I am a wife, mom, daughter, women's group leader, sister, marriage mentor, friend, speaker and lover of Jesus.

10 thoughts on “Ungrace (#NOT living from this place)

  1. Such life-giving wisdom for weary souls. I love the picture of the bucket with holes in the bottom – so memorable. Living lighter and actually loving better in the unforced rhythms of grace… beautiful… just beautiful, just like you, Esther.

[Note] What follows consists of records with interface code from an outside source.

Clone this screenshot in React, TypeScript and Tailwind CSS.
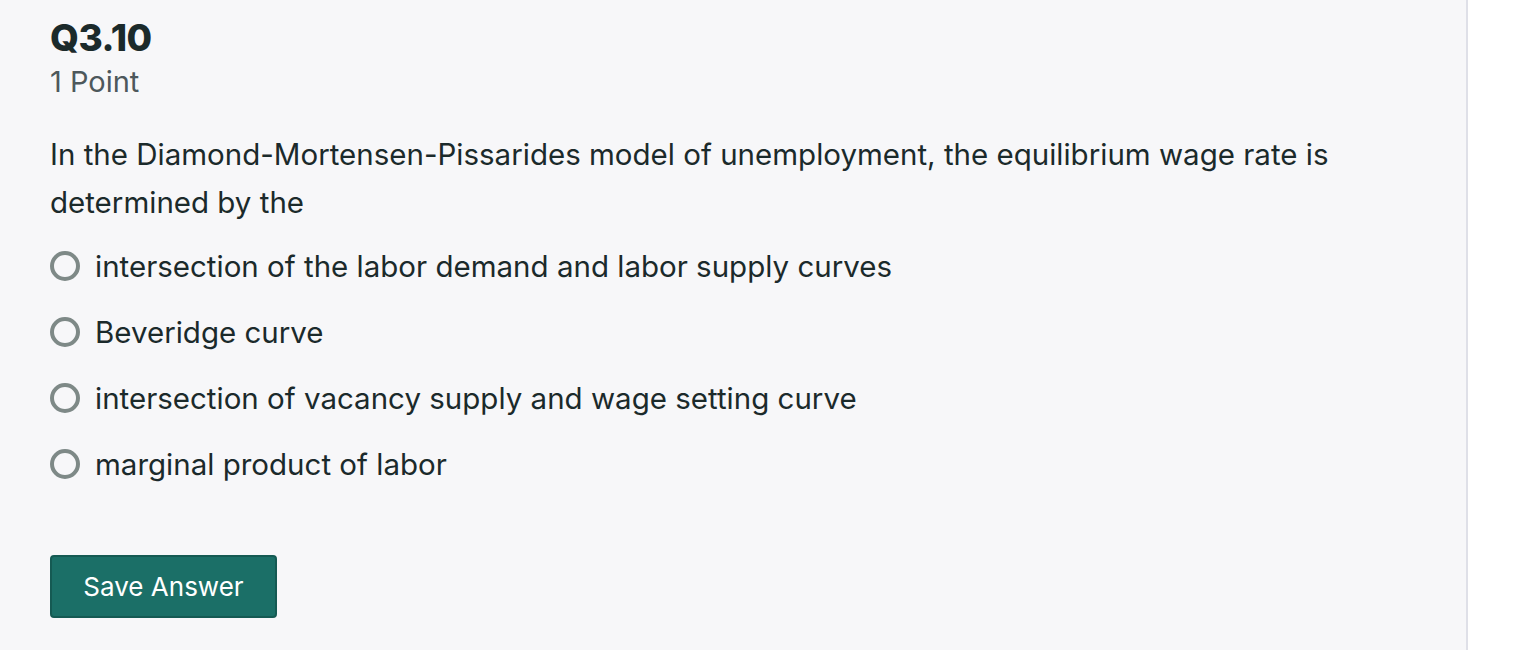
import { useState } from 'react';

const options = [
  'intersection of the labor demand and labor supply curves',
  'Beveridge curve',
  'intersection of vacancy supply and wage setting curve',
  'marginal product of labor',
];

export default function App() {
  const [selected, setSelected] = useState<number | null>(null);

  return (
    <div className="flex h-[650px] w-[1514px] bg-white font-['Inter',sans-serif] text-[#1b2a2b]">
      <div className="w-[1468px] border-r-2 border-[#dfe0e8] bg-[#f7f7f9] pl-[50px] pt-[18px]">
        <h2 className="text-[37px] font-extrabold leading-[40px] tracking-[-0.5px]">Q3.10</h2>
        <div className="mt-[6px] text-[29px] leading-[36px] text-[#4d585c]">1 Point</div>

        <p className="mt-[30px] w-[1340px] text-[29.5px] leading-[48px]">
          In the Diamond-Mortensen-Pissarides model of unemployment, the equilibrium wage rate is determined by the
        </p>

        <div className="mt-[7px] flex flex-col">
          {options.map((opt, i) => (
            <label
              key={i}
              className="flex h-[66px] cursor-pointer items-center gap-[15px]"
              onClick={() => setSelected(i)}
            >
              <span className="flex h-[30px] w-[30px] items-center justify-center rounded-full border-4 border-[#7e8987]">
                {selected === i && <span className="h-[12px] w-[12px] rounded-full bg-[#1b6f67]" />}
              </span>
              <span className="text-[29.5px] leading-[36px]">{opt}</span>
            </label>
          ))}
        </div>

        <button className="mt-[58px] h-[63px] w-[227px] rounded-[4px] border-2 border-[#155a53] bg-[#1b6f67] text-[26px] text-white">
          Save Answer
        </button>
      </div>
    </div>
  );
}
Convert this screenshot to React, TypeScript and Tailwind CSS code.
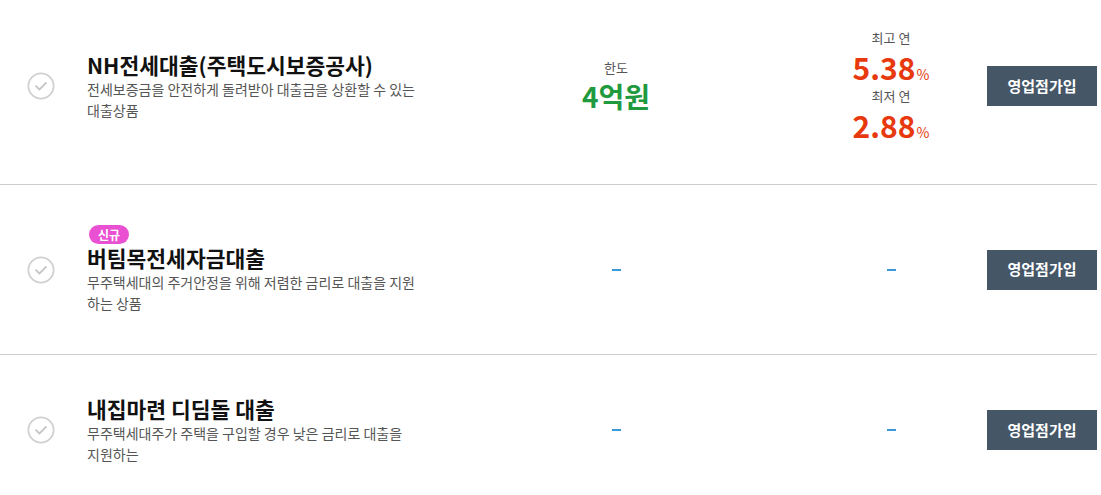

  2. I’ve been there too, trying to earn my accolades as a student, then as a wife and as a mother. It’s exhausting, too easy to feel like a failure at the end of the day. Thank you for sharing this truth in such a beautiful and honest way! Pinned and tweeted 🙂

  3. LOVED this Esther! Such appears to be the mode in which, one way or another, most of us seem to function. I know I do! Grace, grace, grace! I sometimes think i have no idea what it is. It takes conscious effort for me NOT to experience God as frowning in disappointment, i loved your open vulnerable unpacking of “ungrace”! Thank you! BTW You are awesome! REALLY!

  4. “I found out that grace is fundamentally unfair.” Which is why the Parable of the Vineyard Workers” is so often misunderstood…maybe even hated. The truth is grace is unfair.

    … “Mind-blown and better yet, heart-blown wide open.” = Awesome.